PRESS RELEASE
FOR IMMEDIATE RELEASE: October 27, 2025
CONTACT: Jodie Medeiros, Executive Director, Walk SF, jodie@walksf.org, 415.596.1580; Marta Lindsey, Communications Director, Walk SF, marta@walksf.org, 617.833.7654
Pedestrian killed in hit-and-run on Ocean Avenue
Tenth senior pedestrian death this year
San Francisco, Calif. – Walk SF learned from the San Francisco Police Department that a pedestrian was fatally hit by a driver at 6:40PM on Sunday, October 26, at the intersection of Ocean Avenue and Ashton Avenue in the Ingleside neighborhood. The driver fled the scene. The San Francisco Chronicle reported that the victim was a senior. No additional information is available at this time.
“We are heartbroken to learn of this loss of life. Our community is holding the victim and their loved ones in our hearts,” said Jodie Medeiros, executive director for Walk San Francisco.
“We can measure our city’s safety by how safe our kids and seniors are,” said Medeiros. “By this measure, it’s clear San Francisco isn’t doing nearly enough when it comes to traffic safety. We all deserve to be safe crossing the street in our city.”

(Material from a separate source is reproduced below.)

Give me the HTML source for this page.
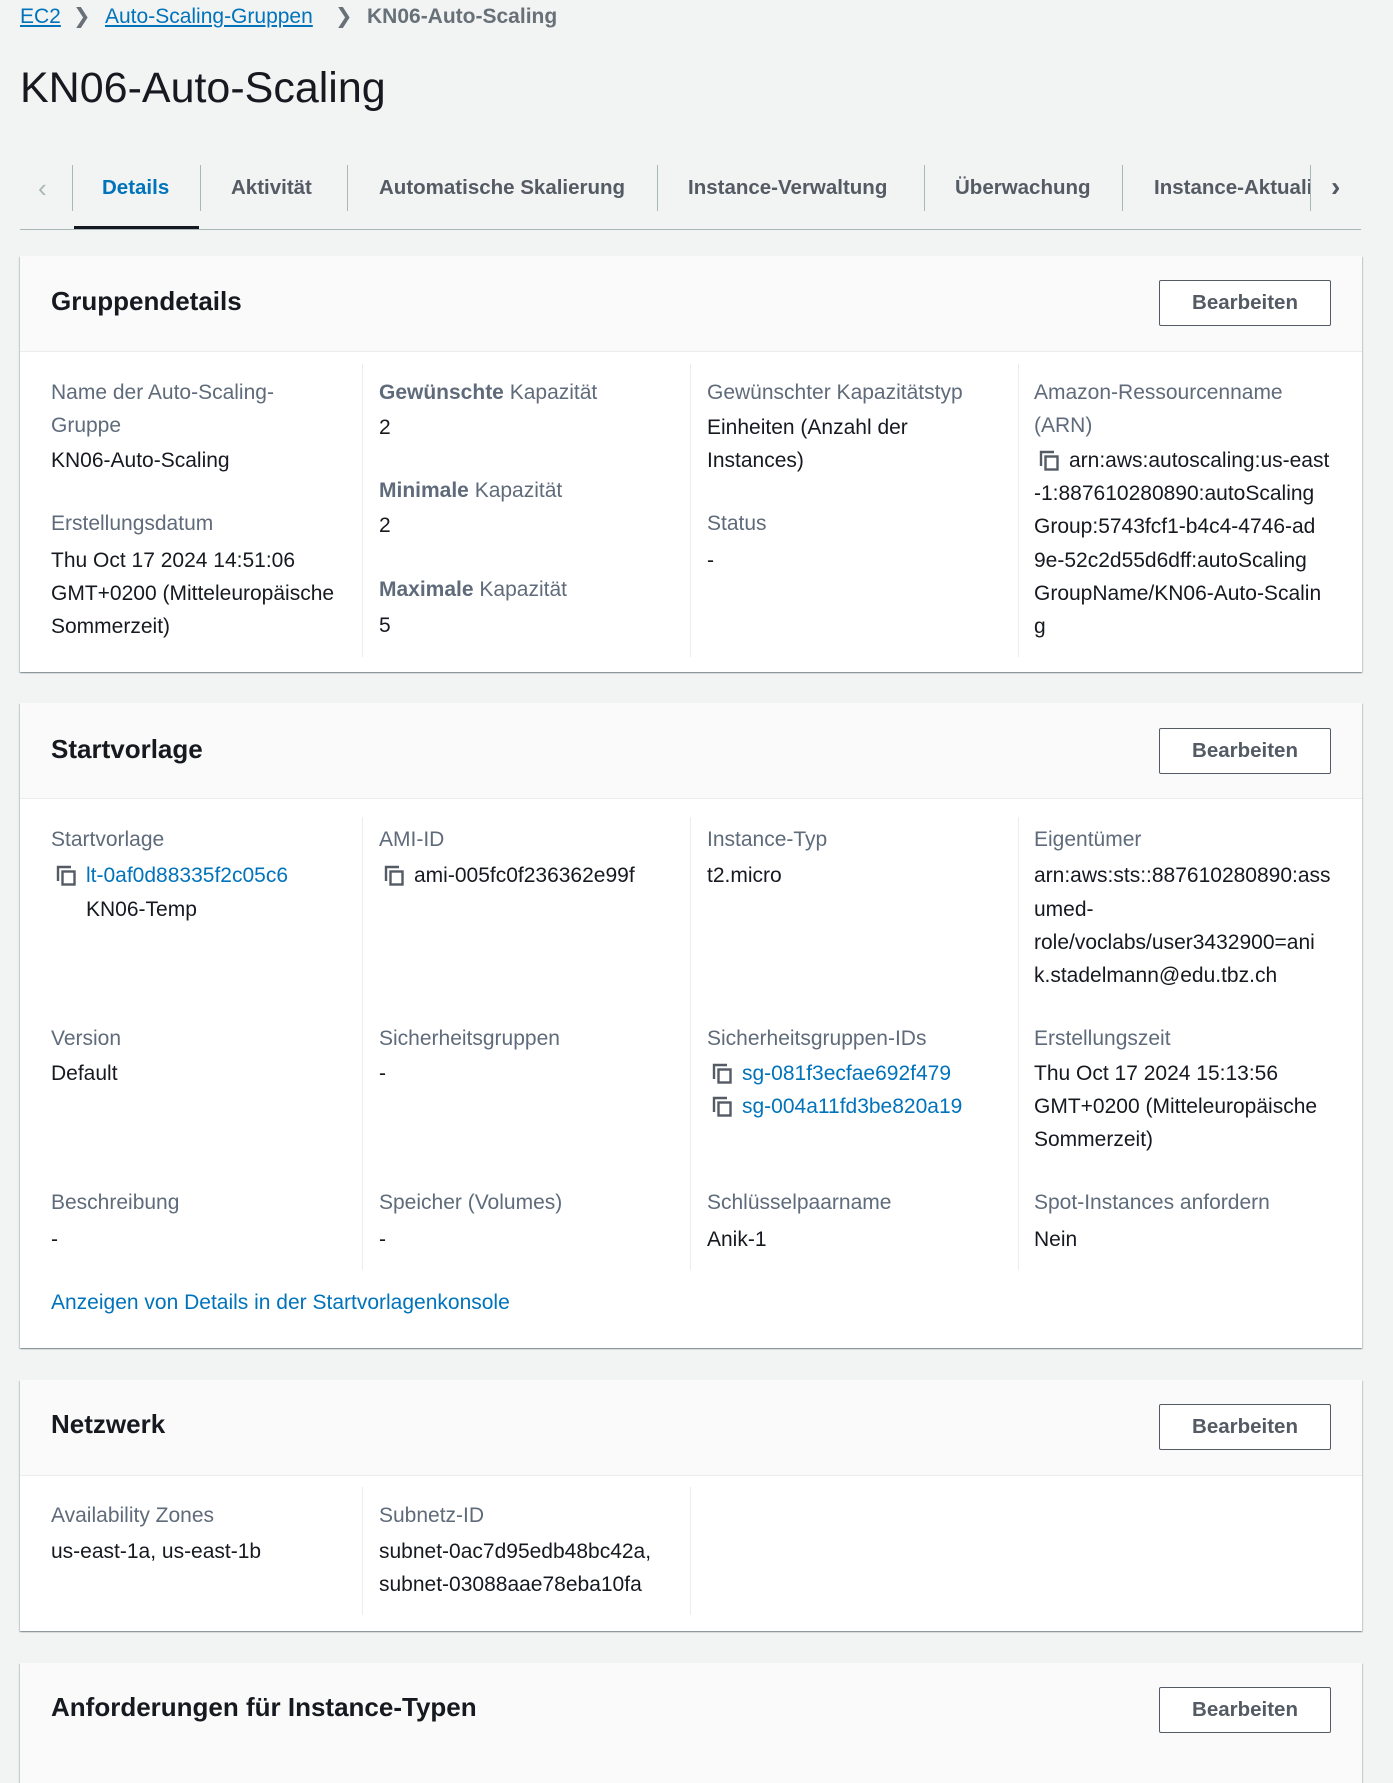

Walk San Francisco (Walk SF) and San Francisco Bay Area Families for Safe Streets (Families for Safe Streets) are here to support the friends and loved ones of the victim however possible. Resources are available at walksf.org/fss.
This is the second senior pedestrian fatality on Ocean Avenue this year. An 83-year-old pedestrian was hit by a driver near the intersection of Ocean and Lee Avenues on August 2, 2025, and succumbed to their injuries.
Ocean Avenue is on the city’s 2022 “high-injury network” map: the 12% of streets where 68% of traffic crashes occur. The section of Ocean Avenue where the crash occurred is 60-feet-wide with four vehicle travel lanes. Many drivers feel comfortable speeding on Ocean Avenue, which increases the chances and severity of traffic crashes. There have been six other fatal crashes along Ocean Avenue since the beginning of 2016.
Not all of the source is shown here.